Source excerpt —
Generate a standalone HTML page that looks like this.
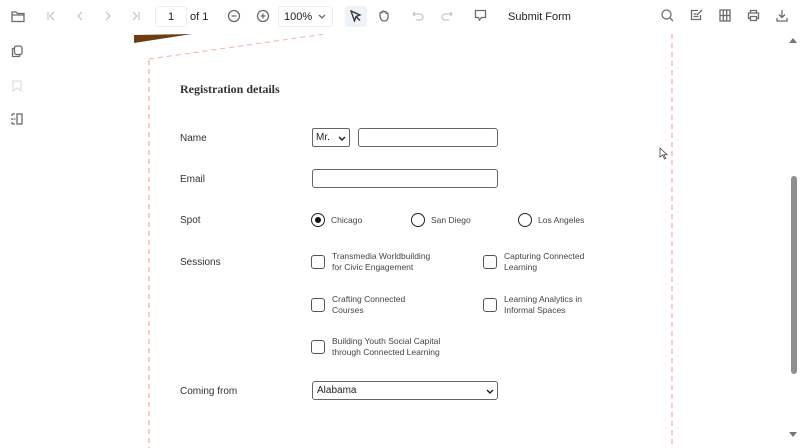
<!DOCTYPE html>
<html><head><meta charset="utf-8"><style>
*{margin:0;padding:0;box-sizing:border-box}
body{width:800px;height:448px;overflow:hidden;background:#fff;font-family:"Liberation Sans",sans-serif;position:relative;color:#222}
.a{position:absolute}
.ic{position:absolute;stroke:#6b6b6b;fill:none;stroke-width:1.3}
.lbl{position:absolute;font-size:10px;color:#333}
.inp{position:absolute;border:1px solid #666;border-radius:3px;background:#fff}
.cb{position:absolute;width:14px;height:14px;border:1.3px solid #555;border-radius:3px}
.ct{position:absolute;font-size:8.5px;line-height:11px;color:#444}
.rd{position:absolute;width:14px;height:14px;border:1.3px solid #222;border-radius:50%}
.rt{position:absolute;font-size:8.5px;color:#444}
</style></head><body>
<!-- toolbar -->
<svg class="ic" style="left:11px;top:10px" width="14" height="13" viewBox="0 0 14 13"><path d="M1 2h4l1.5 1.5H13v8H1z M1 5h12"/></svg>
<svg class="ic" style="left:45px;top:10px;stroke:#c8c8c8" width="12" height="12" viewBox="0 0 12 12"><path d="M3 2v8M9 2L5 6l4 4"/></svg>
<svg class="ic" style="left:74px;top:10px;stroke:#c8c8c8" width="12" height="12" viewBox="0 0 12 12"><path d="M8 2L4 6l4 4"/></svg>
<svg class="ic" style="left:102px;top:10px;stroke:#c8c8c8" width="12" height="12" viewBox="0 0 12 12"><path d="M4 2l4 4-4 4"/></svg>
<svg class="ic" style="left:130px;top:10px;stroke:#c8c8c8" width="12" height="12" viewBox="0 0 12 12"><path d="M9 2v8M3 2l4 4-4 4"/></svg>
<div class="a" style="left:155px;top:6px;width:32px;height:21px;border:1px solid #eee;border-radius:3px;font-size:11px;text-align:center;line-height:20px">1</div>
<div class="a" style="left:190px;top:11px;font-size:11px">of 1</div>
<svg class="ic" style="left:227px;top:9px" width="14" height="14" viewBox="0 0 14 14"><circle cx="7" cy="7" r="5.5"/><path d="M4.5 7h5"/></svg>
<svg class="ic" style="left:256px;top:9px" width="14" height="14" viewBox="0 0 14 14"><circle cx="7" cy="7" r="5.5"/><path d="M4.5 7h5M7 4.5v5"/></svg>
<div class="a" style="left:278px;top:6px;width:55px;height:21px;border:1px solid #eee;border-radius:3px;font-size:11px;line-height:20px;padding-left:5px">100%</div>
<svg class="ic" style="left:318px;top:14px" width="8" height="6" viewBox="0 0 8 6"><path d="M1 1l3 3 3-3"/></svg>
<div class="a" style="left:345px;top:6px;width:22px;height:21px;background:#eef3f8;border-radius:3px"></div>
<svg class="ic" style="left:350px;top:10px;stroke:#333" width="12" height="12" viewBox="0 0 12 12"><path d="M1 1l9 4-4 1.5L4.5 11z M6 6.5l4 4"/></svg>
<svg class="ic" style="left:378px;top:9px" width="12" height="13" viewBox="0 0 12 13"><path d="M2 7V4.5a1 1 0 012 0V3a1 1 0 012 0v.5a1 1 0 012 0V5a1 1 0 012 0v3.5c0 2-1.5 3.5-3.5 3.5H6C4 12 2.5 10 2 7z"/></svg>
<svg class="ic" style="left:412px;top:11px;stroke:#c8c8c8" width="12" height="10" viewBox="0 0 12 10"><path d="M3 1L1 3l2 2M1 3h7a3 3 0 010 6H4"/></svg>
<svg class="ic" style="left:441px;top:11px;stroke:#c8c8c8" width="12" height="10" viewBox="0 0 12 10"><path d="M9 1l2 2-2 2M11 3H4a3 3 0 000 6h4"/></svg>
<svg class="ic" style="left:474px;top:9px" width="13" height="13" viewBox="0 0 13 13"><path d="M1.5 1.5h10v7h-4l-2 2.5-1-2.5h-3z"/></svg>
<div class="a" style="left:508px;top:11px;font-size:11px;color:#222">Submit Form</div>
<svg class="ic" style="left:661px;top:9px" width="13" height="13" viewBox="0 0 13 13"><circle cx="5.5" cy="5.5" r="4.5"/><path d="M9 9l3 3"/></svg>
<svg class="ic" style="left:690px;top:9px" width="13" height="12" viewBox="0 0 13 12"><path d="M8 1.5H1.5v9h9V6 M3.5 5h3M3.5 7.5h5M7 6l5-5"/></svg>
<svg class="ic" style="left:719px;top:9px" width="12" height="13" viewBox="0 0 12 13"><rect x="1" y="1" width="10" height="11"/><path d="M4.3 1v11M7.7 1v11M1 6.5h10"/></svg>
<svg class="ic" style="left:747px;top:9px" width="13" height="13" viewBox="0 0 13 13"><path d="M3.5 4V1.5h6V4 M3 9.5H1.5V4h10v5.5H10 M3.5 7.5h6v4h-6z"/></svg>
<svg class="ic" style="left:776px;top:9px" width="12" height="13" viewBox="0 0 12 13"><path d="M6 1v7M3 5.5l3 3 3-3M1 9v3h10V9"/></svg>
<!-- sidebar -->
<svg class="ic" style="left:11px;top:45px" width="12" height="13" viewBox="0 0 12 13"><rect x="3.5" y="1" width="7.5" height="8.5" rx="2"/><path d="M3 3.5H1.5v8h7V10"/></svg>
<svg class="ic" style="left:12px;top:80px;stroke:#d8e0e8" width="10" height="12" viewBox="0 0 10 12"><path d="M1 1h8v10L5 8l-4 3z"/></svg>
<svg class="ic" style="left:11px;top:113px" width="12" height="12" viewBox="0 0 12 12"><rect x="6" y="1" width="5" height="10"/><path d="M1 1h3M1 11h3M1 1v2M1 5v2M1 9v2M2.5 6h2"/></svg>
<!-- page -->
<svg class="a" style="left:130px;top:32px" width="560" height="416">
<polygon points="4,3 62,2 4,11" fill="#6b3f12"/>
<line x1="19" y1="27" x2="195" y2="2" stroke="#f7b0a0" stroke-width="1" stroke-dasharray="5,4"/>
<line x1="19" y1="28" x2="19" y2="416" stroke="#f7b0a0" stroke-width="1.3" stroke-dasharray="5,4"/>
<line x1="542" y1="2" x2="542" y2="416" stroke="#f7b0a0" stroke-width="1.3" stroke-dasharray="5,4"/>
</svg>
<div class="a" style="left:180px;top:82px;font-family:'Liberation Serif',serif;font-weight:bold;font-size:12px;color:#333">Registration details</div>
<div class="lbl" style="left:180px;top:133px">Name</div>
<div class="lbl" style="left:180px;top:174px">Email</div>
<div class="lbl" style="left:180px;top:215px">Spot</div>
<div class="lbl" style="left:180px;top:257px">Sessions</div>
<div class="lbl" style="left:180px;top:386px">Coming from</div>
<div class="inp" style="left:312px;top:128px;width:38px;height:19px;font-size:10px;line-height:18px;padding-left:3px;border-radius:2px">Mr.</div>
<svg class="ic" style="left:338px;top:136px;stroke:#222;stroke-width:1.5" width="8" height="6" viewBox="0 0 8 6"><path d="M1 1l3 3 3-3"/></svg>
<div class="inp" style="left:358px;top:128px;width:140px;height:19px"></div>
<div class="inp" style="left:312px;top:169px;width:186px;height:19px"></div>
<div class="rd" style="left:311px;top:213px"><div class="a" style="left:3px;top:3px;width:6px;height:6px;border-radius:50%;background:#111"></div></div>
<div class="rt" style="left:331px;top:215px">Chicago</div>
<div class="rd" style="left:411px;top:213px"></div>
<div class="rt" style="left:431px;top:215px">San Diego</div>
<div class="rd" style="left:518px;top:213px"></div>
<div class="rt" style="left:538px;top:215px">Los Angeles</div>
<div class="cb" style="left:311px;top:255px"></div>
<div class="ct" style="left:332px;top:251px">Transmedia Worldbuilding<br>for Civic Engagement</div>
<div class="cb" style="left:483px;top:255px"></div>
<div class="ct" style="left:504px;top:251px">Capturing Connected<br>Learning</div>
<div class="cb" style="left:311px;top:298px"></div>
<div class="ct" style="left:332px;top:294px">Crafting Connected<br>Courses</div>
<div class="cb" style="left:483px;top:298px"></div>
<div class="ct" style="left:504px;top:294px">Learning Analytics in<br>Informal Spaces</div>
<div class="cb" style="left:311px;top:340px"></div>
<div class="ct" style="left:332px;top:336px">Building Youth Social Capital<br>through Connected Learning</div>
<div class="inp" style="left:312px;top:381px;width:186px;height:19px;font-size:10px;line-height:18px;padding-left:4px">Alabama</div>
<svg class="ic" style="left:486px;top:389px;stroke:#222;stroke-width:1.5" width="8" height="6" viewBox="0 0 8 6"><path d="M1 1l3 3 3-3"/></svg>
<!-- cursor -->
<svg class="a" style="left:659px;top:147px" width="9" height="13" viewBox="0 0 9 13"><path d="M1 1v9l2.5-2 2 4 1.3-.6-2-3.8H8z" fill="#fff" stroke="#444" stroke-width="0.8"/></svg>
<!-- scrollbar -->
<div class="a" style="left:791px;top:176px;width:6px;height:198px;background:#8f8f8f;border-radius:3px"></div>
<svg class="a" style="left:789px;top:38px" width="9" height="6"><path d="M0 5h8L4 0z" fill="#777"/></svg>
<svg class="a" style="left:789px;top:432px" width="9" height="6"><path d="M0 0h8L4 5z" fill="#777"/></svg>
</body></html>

Work to be completed — Among the lines of the data above, count those holding "page" and state only the number.

Exercise answer — 2